In January, Verizon said customers who want to take advantage of its "Edge" handset upgrade program could do so after 30 days. Previously, they had to wait six months to upgrade. Under Edge, customers are still responsible for paying off half the retail cost of their phone before they can upgrade. Additionally, Edge customers must use Verizon's shared data plans.
Verizon said Edge had a "minimal impact" on its first-quarter 2014 ARPA and EBITDA margins. However, the company said "continued Edge adoption will likely have a greater impact on service revenue growth in subsequent quarters, as service revenues shift to equipment revenues."
Shammo said the adoption on Edge was less than 15 percent in the first quarter but he expects that to "potentially double" in the second quarter as Verizon expands Edge to its dealers and indirect retail channel partners. However, he said less than 2 percent of Verizon's postpaid subscriber base is currently on Edge.

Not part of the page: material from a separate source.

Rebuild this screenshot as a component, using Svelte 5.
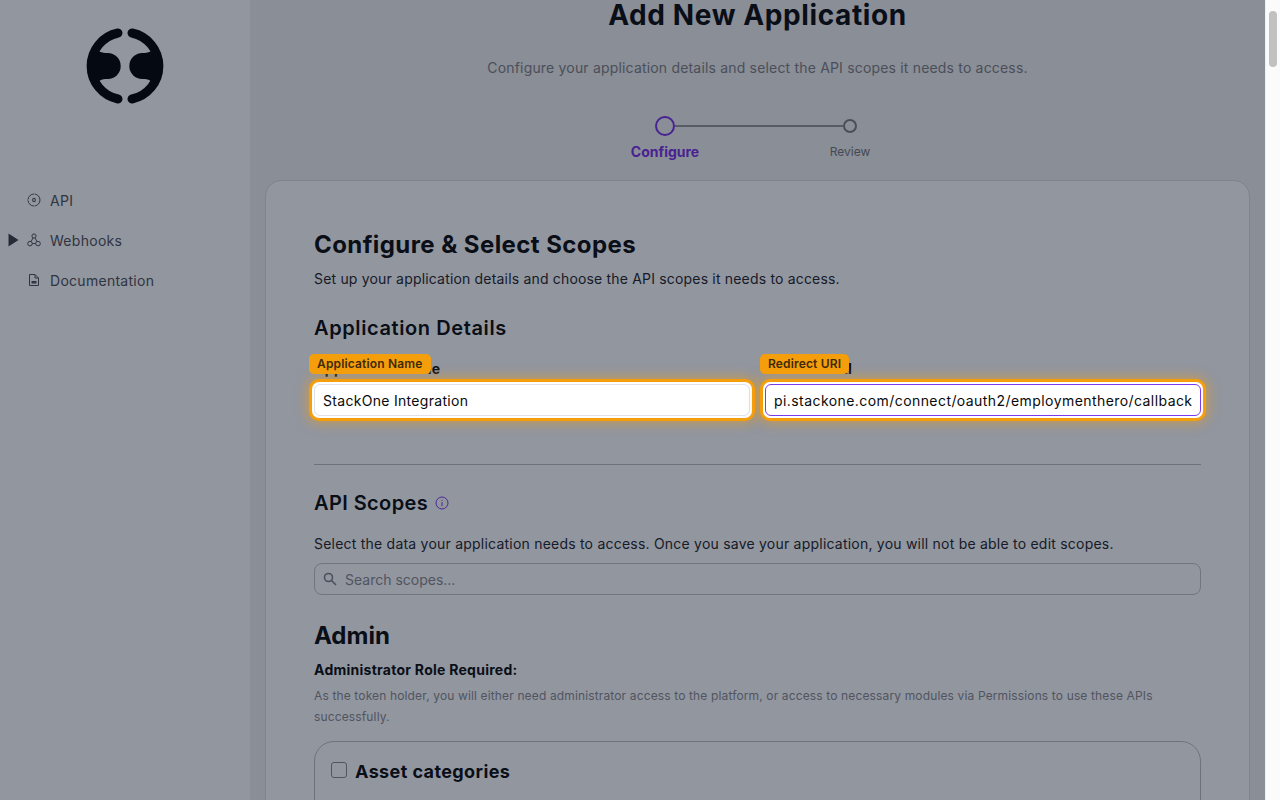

LTE: Verizon said it activated 8.1 million LTE devices in the first quarter, bringing the total number of LTE devices on its network 47.9 million. The company said LTE devices now account for 49.3 percent of its total retail postpaid connections, up from 28.2 percent in the year-ago quarter. Importantly, the company said about 73 percent of its total data traffic is currently on its LTE network. Verizon's LTE network now covers around 305 million POPs.
Late last year Verizon said it was experiencing network congestion in certain markets, notably Chicago, New York City and San Francisco, which is why it deployed AWS spectrum to add capacity. "We are through the congestion," Shammo said. "The network performance is delivering what we expect it to." He said that Verizon is focused on densifying its network and will continue to deploy AWS spectrum this year, first in major markets and then in smaller cities and rural areas.
Churn: Verizon's retail postpaid churn was 1.07 percent in the first quarter, up slightly year-over-year. Retail churn was 1.37 percent, also up slightly from the year-ago quarter.